JASPER CO., SC (WTOC) - Jasper County leaders shared plans for three major economic development projects with South Carolina U.S. Sen. Lindsey Graham Monday, and Graham committed support all three.
"It means a lot because it brings attention to our county and to our entire region of the needs we have for the infrastructure we're trying to put into place," Williams said."
Williams said Hardeeville's been working to get an Exit 3 added to I-95 for years, and Graham sees the opportunity for growth that comes with it.
"That could open up a lot of land for development,"Graham said. "I'll do everything I can to help the federal government move forward in approving Exit 3. Then, I'll go to the state infrastructure bank and put my two cents worth in there."
Wiliams said the new exit is projected to have a $1 billion economic impact on the surrounding communities, and will be an essential route for both hurricane evacuations and routine truck traffic.
The county's also looking to double the length of its airport runway, which Graham said increases the likelihood of businesses locating in Jasper county "exponentially."
However, the biggest focus for Graham and local lawmakers is building the Jasper Ocean Terminal on the South Carolina side of Savannah River.
"The port facility is the game changer," Graham said. "I have spent a lot of time on the Port of Charleston, but I want you to understand I never lost sight of the Jasper Port."
Jasper County Council Chairman Marty Sauls said Graham's support of such an influential project is invaluable.
"The Jasper Ocean Terminal is probably the largest economic development project on the east coast. We're looking at a multi-billion dollar port, over a million direct and indirect jobs. You're looking at vendors locating here from across the globe, so that opens up a wide door for economic development to create a great tax base form an industrial standpoint and great, career jobs for our people here in Jasper County, as well as the entire state."

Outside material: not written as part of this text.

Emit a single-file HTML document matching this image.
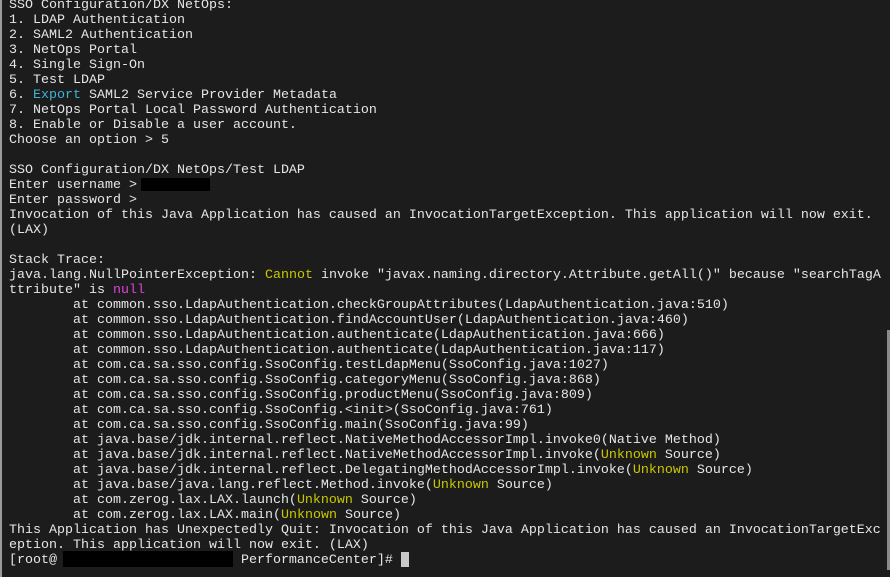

Sauls said he hopes having Grahams support and influence behind the projects helps them become a reality faster.
"I'm going to do everything I can to make sure your voice is heard in Washington, help you in Columbia where I can, and if you need somebody to come down here to sell Jasper County to any perspective businesses, call on me because I think I can sell this place 'cause you got something to sell," Graham said.
The House and the Senate are divided about tax reform, and Graham said without a consensus and a bill passed, it's the end of the Republican party as America knows it.
"I think we will. If we don't we're dead."
With some big difference between the House and Senate proposals, Graham said the House will likely side with the Senate. He thinks they'll have to find middle ground on things like state and local taxes to get it passed, especially without support from democrats.
He often talks about corporate tax cuts, but said the Senate bill benefits middle-class Americans too.
"The joint tax analysis of the senate bill just came out and it said that the biggest beneficiary of the senate tax proposal is middle class folks making from 50 to 75,000. they're getting about a 10 percent tax cut people from 25-50, about 7. people on the higher end are getting 2 or 3 percent. so I think we have a very well-balanced tax cut, but for the economy to grow, at 3 and a half to 4 percent, which I think is imminently doable, we have to get our corporate tax rates in line with the world."
Especially with the three large economic development projects in the works, Graham said tax reforms will help Jasper County become a global competitor
Nuclear Power Plants
Abandoned nuclear power plants in Georgia and South Carolina may not actually be, according to Graham.
He wants nuclear production tax credits passed in a final Republican tax reform bill, and said they're currently included in the House bill.
Two nuclear reactor projects, including the VC Summer plant, in South Carolina and one in Georgia, Vogtle, are unfinished after Toshiba's Westinghouse Electric Co., the company behind them, went bankrupt. But Graham said that doesn't mean the projects won't be built.
"It's not over for me," Graham said. "I don't want people in South Carolina paying for a hole in the ground. We've had nine rate increases to pay for these power plants. There are other companies out there that can partner to build these plants. I'm going to work with the governor and the president, try to convince him that if you do not build these three power plants, that's the end of the nuclear renaissance in America, and that would be a loss for this country. Why can the French build a power plant? The Russians and the Chinese build power plants, and we can't? It tells you a lot about the erosion of the industrial base. It tells you a lot about how we regulate in America. I want safe, but I also want to get it done. So I am not abandoning these programs, these plants. I am going to do everything I can to make sure the one in Georgia stays on track, we get new investors for the two in South Carolina because if you take nuclear power out of the future of the United States in terms of new plants, it's really going to be hard to deal with the environmental challenges we have. We're becoming more energy independent. If you can make your own energy, you're a lot better off than if you have to buy energy from people who hate your guts."
Graham wouldn't say what company could buy the plants to finish them, but said there's international interest to take them over.